Ahora que lo pienso, ya que he propuesto un paralelo con el cine, quizás hay una película que podría funcionar como referente, como clave de lectura. Digo, una película que cualquiera puede haber visto hasta en la TV abierta:  American Beauty (Belleza americana). Recordará el lector que en esa película hay una bolsa plástica volando caprichosamente por el aire, y que un par de jóvenes la filman, pensando en que lo bello puede estar incluso ahí. Algo de eso tienen Miguel y Brenda, los personajes centrales de Winter, sujetos atentos a los desechos, al contenido de las bolsas de basura. Pero también tienen la desesperación contenida y pervertida de los adultos de la película: guardan secretos en los que es preferible no indagar, pues conducen a sus propias miserias, a sus propios abismos. Lo cierto es que Las bolsas de basura de Enrique Winter lo pueden dejar con la boca abierta. Como perro disecado.

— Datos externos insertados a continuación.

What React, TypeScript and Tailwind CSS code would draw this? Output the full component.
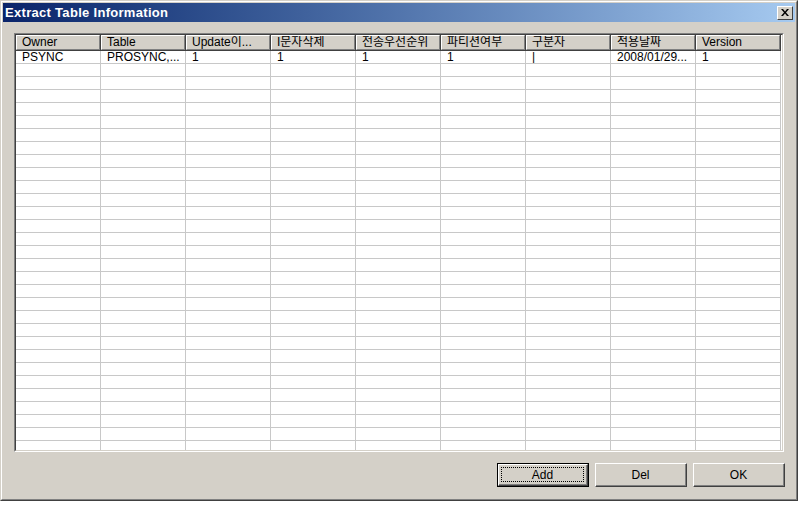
import React from 'react'

const font = '"Liberation Sans", "Noto Sans CJK KR", sans-serif'

const columns = ['Owner', 'Table', 'Update이...', 'I문자삭제', '전송우선순위', '파티션여부', '구분자', '적용날짜', 'Version']
const firstRow = ['PSYNC', 'PROSYNC,...', '1', '1', '1', '1', '|', '2008/01/29...', '1']
const ROWS = 31

function HeaderCell({ label }: { label: string }) {
  return (
    <div className="w-[85px] h-[16px] shrink-0 border-r border-b border-[#404040]">
      <div className="h-full border-t border-l border-white border-r border-b border-r-[#808080] border-b-[#808080] bg-[#D4D0C8] pl-[5px] leading-[13px] text-[12px] text-black whitespace-nowrap overflow-hidden">
        {label}
      </div>
    </div>
  )
}

function Button({ label, focused }: { label: string; focused?: boolean }) {
  if (focused) {
    return (
      <div className="w-[92px] h-[24px] border border-black">
        <div className="h-full border-t border-l border-white border-r border-b border-r-[#404040] border-b-[#404040]">
          <div className="h-full border-r border-b border-[#808080] p-[2px]">
            <div className="h-full border border-dotted border-black flex items-center justify-center text-[12px] leading-none">
              {label}
            </div>
          </div>
        </div>
      </div>
    )
  }
  return (
    <div className="w-[92px] h-[24px] border-t border-l border-white border-r border-b border-r-[#404040] border-b-[#404040]">
      <div className="h-full border-r border-b border-[#808080] flex items-center justify-center text-[12px] leading-none">
        {label}
      </div>
    </div>
  )
}

export default function App() {
  return (
    <div className="w-[800px] h-[512px] bg-white" style={{ fontFamily: font }}>
      {/* dialog frame */}
      <div className="w-[798px] h-[501px] border-t border-l border-[#D4D0C8] border-r border-b border-r-[#404040] border-b-[#404040]">
        <div className="h-full border-t border-l border-white border-r border-b border-r-[#808080] border-b-[#808080] bg-[#D4D0C8] p-[1px] flex flex-col">
          {/* title bar */}
          <div className="h-[19px] flex items-center justify-between bg-gradient-to-r from-[#0A246A] to-[#A6CAF0] pl-[2px] pr-[2px]">
            <span className="text-white font-bold text-[13px] leading-none tracking-[0.3px]">Extract Table Information</span>
            <div className="w-[16px] h-[14px] bg-[#D4D0C8] border-t border-l border-white border-r border-b border-r-[#404040] border-b-[#404040] flex items-center justify-center">
              <svg width="8" height="7" viewBox="0 0 8 7">
                <path d="M0 0h2l2 2.5L6 0h2L5 3.5 8 7H6L4 4.5 2 7H0l3-3.5z" fill="#000" />
              </svg>
            </div>
          </div>

          {/* list view */}
          <div className="mt-[11px] ml-[11px] w-[770px] h-[419px] border-t border-l border-[#808080] border-r border-b border-r-white border-b-white">
            <div className="h-full border-t border-l border-[#404040] border-r border-b border-r-[#D4D0C8] border-b-[#D4D0C8] bg-white overflow-hidden">
              <div className="flex">
                {columns.map((c) => (
                  <HeaderCell key={c} label={c} />
                ))}
              </div>
              {Array.from({ length: ROWS }).map((_, r) => (
                <div key={r} className="flex h-[13px]">
                  {columns.map((c, i) => (
                    <div
                      key={c}
                      className="w-[85px] shrink-0 border-r border-b border-[#C8C8C8] pl-[6px] text-[12px] leading-[12px] text-black whitespace-nowrap overflow-hidden"
                    >
                      {r === 0 ? firstRow[i] : ''}
                    </div>
                  ))}
                </div>
              ))}
            </div>
          </div>

          {/* buttons */}
          <div className="mt-[11px] flex justify-end gap-[6px] pr-[10px]">
            <Button label="Add" focused />
            <Button label="Del" />
            <Button label="OK" />
          </div>
        </div>
      </div>
    </div>
  )
}
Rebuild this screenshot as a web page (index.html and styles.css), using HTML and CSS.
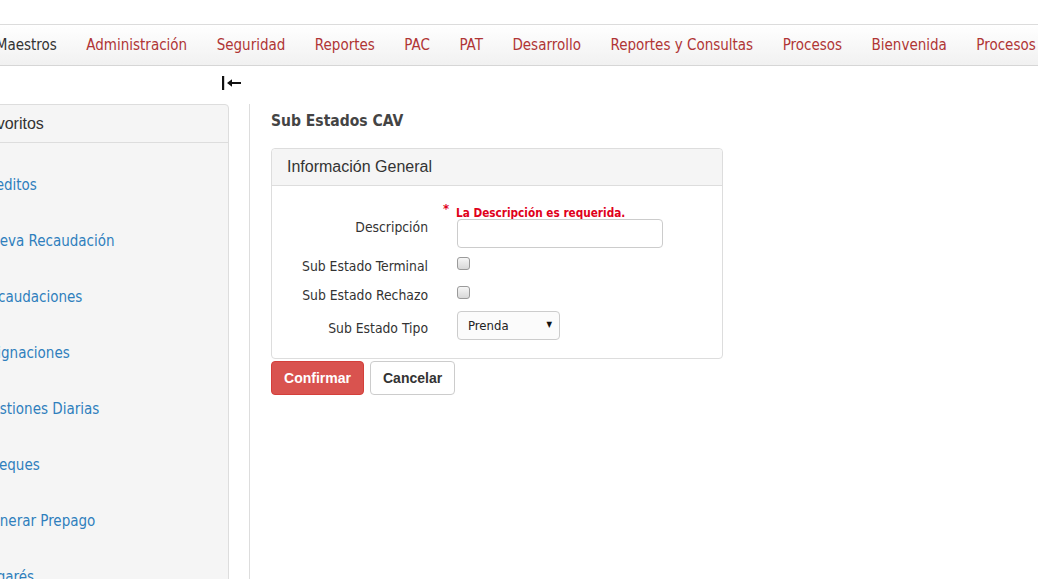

Por último, ahora que lo pienso mejor, American Beauty podría servir también, dado lo dicho, como eco de  La regla de los nueve. Los jóvenes retratados en estas dos novelas se parecen a los del film, son los jóvenes del fin del milenio, con sus complejidades sicológicas, con sus agitados mundos interiores, sus búsquedas de la belleza, sus intentos de comunicarse mediante un sexo más cercano al porno que al erotismo, su familiaridad con la muerte, con los impulsos destructivos y autodestructivos, su fascinación con Thánatos.

Feliz con el hallazgo de esta coincidencia, me declaro entonces listo. Listo para la próxima pareja de libros que desde el velador me otea ya, los dientes afilados. Te dejo entones lector, con la recomendación de  La regla de los nueve de Paula Ilabaca, y  Las bolsas de basura de Enrique Winter. No le haga caso a la crítica. Ya me equivoqué yo con mis presunciones. Vaya y tropiece usted con sus propios pies. En una de esas descubre algo que nadie ha visto. Es lo más probable.